In 2022, accountability for your DEI programs is as important as any language or philosophy behind it. For all the good intentions and grand promises, it’s meaningless if leadership teams are not held accountable when initiatives don’t receive the support they need or organizational culture doesn’t evolve in a way that fosters success for DEI programs.
Like any other tactic, DEI initiatives require a strategic mindset and measurable targets that drive impact not just representation but also inclusion, pay equity and a sense of belonging within the organization.
Accountability is crucial as it creates the sense of importance needed for DEI efforts to succeed. On a foundational level, if no one is accountable for results, there is little to no incentive for things to get done. To ensure that your DEI efforts are built on a foundation of accountability, we’ve outlined a few things you’ll need to do in support of all your DEI efforts.
There is a school of thought that DEI is the job of everyone within the organization. Unfortunately, it’s an idealistic view that subverts accountability. If everyone is meant to be doing it, what are the key metrics, milestones or deliverables? If everyone is responsible for it, who is taken to task if the effort fails?
Any effort in finance, marketing or accounting will have established benchmarks, milestones and results that define them as failures or successes, and DEI should be no different. These areas may be intertwined as it is no secret that a diverse workforce can impact the bottom line or make teams more innovative.
Your metrics cannot simply be quantitative, as in “hired x amount of a certain group.” They must also be qualitative, as in access to opportunity, performance reviews and talent-development investments. These benchmarks may be perceived differently, but measuring them through employee sentiment and feedback is vital to changing behaviors and creating a sense of inclusion.
Inclusion data is its own metric and is both quantitative and qualitative and requires analyzing them in conjunction with one another, such as turnover rates combined with exit interviews and employee surveys.
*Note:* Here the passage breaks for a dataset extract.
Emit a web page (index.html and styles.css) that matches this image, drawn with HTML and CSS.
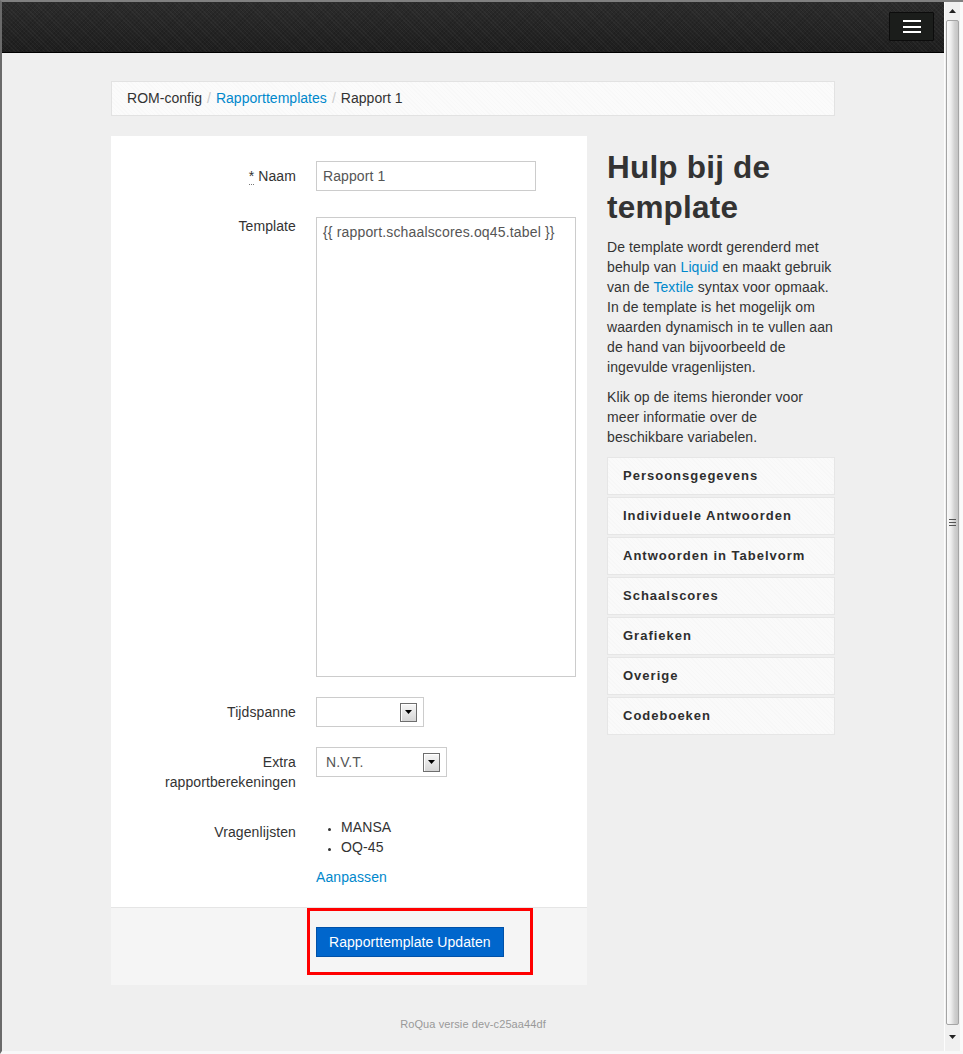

As you set out to identify metrics that suit your organization and its goals, you also consider how that information will be communicated to leadership, your employees and the general public. Transparency is key to building credibility and showing that accountability is at the core of DEI strategy.
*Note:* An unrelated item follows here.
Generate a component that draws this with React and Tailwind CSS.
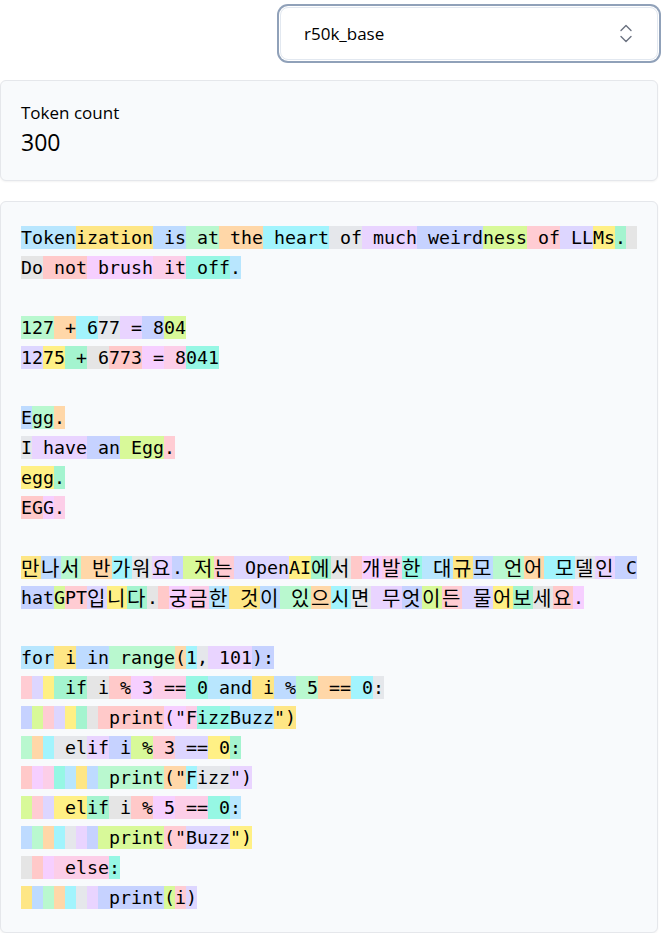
import React from "react";

// token colours, cycled in order like the tokenizer view does
const COLORS = [
  "bg-sky-200",
  "bg-amber-200",
  "bg-blue-200",
  "bg-green-200",
  "bg-orange-200",
  "bg-cyan-200",
  "bg-gray-200",
  "bg-purple-200",
  "bg-indigo-200",
  "bg-lime-200",
  "bg-rose-200",
  "bg-violet-200",
  "bg-yellow-200",
  "bg-emerald-200",
  "bg-neutral-200",
  "bg-red-200",
  "bg-fuchsia-200",
  "bg-pink-200",
  "bg-teal-200",
];

const S = " ";
const INDENT8 = [S, S, S, S, S, S, S];

// "|" marks where a token wraps onto the next visual line
const TOKENS = [
  "Token", "ization", " is", " at", " the", " heart", " of", " much", " weird", "ness", " of", " LL", "Ms", ".", " |Do", " not", " brush", " it", " off", ".", "\n", "\n",
  "127", " +", " 6", "77", " =", " 8", "04", "\n",
  "12", "75", " +", " 6", "773", " =", " 8", "041", "\n", "\n",
  "E", "gg", ".", "\n",
  "I", " have", " an", " Egg", ".", "\n",
  "egg", ".", "\n",
  "EG", "G", ".", "\n", "\n",
  "만", "나", "서", " 반", "가", "워", "요", ".", " 저", "는", " Open", "AI", "에", "서", " ", "개", "발", "한", " 대", "규", "모", " 언", "어", " 모", "델", "인", " C|hat",
  "G", "PT", "입", "니", "다", ".", " ", "궁", "금", "", "한", " 것", "이", " 있", "으", "시", "면", " 무", "엇", "이", "든", " 물", "어", "보", "세", "요", ".", "\n", "\n",
  "for", " i", " in", " range", "(", "1", ",", " 101", "):", "\n",
  S, S, S, " if", " i", " %", " 3", " ==", " 0", " and", " i", " %", " 5", " ==", " 0", ":", "\n",
  ...INDENT8, " print", "(\"", "F", "izz", "Buzz", "\")", "\n",
  S, S, S, " el", "if", " i", " %", " 3", " ==", " 0", ":", "\n",
  ...INDENT8, " print", "(\"", "F", "izz", "\")", "\n",
  S, S, S, " el", "if", " i", " %", " 5", " ==", " 0", ":", "\n",
  ...INDENT8, " print", "(\"", "Buzz", "\")", "\n",
  S, S, S, " else", ":", "\n",
  ...INDENT8, " print", "(", "i", ")",
];

function buildLines(tokens) {
  const lines = [[]];
  tokens.forEach((t, i) => {
    const color = COLORS[i % COLORS.length];
    if (t === "\n") {
      lines.push([]);
      return;
    }
    t.split("|").forEach((part, j) => {
      if (j > 0) lines.push([]);
      if (part) lines[lines.length - 1].push({ text: part, color, key: `${i}-${j}` });
    });
  });
  return lines;
}

// hangul is wider than the mono glyphs, give it its own size
const TokenText = ({ text }) =>
  text.split(/([\uAC00-\uD7A3]+)/).map((run, i) =>
    /[\uAC00-\uD7A3]/.test(run) ? (
      <span key={i} className="text-[20px] tracking-[1.6px]" style={{ fontFamily: "'Noto Sans CJK KR', sans-serif" }}>
        {run}
      </span>
    ) : (
      run
    )
  );

const ChevronsUpDown = () => (
  <svg width="12" height="19" viewBox="0 0 12 19" fill="none" stroke="#6b7280" strokeWidth="1.4" strokeLinecap="round" strokeLinejoin="round">
    <path d="M1 6.5 6 1.5 11 6.5" />
    <path d="M1 12.5 6 17.5 11 12.5" />
  </svg>
);

export default function App() {
  const lines = buildLines(TOKENS);

  return (
    <div className="w-[658px] pt-[7px] flex flex-col gap-5 text-black" style={{ fontFamily: "'Open Sans', sans-serif" }}>
      <div className="flex justify-end">
        <div className="w-[378px] h-[53px] flex items-center justify-between pl-[23px] pr-[25px] bg-white border border-slate-200 rounded-lg ring-2 ring-slate-400 ring-offset-1">
          <span className="text-[17px]">r50k_base</span>
          <ChevronsUpDown />
        </div>
      </div>

      <div className="bg-slate-50 border border-gray-200 rounded-md shadow-xs px-5 pt-5 pb-[22px]">
        <p className="text-[17px] leading-6">Token count</p>
        <p className="text-[23px] leading-8 mt-px">300</p>
      </div>

      <div className="bg-slate-50 border border-gray-200 rounded-md shadow-xs p-5">
        <div className="text-[18.27px]" style={{ fontFamily: "'DejaVu Sans Mono', 'Noto Sans CJK KR', monospace" }}>
          {lines.map((line, i) => (
            <div key={i} className="h-[30px] flex items-center">
              {line.map((tok) => (
                <span key={tok.key} className={`${tok.color} h-[23px] leading-[23px] whitespace-pre`}>
                  <TokenText text={tok.text} />
                </span>
              ))}
            </div>
          ))}
        </div>
      </div>
    </div>
  );
}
Create Effective Scorecards
Scorecards and dashboards are valuable tools in creating accountability, providing a visual representation of successes and pain points to leaders, and creating the needed transparency to make your efforts credible.
Scorecards can show progress on a number of metrics, from the representation across various levels of the organization (new hires, executives, mid-level management) to even the succession pipeline promoting employees into supervisory positions. They are also effective for tracking supplier diversity and benchmarking efforts to change culture and leadership.
To further refine scorecards, contracting a third party to help review and evolve them is helpful. By bringing in experts who can help you see the bigger picture of what is displayed in the scorecards, companies can ensure a scorecard format will remain relevant as their metrics and definitions of success evolve.
As representation grows and companies begin addressing how people progress through the ranks, metrics around how management builds trust and engagement with employees will become critical factors like talent retention and something that has long-term ramifications for the sustainability of DEI efforts.
The scorecard can then show where leadership needs to focus its efforts and where the company needs to improve. Leadership accountability on DEI with real consequences tied to compensation for failure empowers leaders to make decisions authoritatively rather than having HR and diversity teams spinning their wheels or venting about hurdles.
If leadership isn’t held accountable for diversity efforts, it sends a message to the rest of the organization that these initiatives don’t matter or aren’t something that the higher-ups view as a priority.
Passion for equality is not enough to drive results. When leaders can’t shirk accountability, it creates incentive or even a sense of urgency to meet goals. This accountability will then trickle down to other areas of the organization and prevent progress from stagnating.
If the accountability sits with a DEI leader, it’s worth emphasizing that this accountability from follow-through can’t happen without proper support. The last couple of years have seen a spate of Chief Diversity Officers on the move, partly because organizations have struggled to follow through with resources, budgets and the talent needed to support those executives.
Many organizations are just coming around to hiring diversity-focused executives and quickly realizing the importance of a support system. Without one, a CDO tasked with driving cultural and systemic change within the organization and creating an environment where inclusion is a priority for everyone (and not just the DEI and HR teams or the executives that oversee their efforts) will be working from a deficit.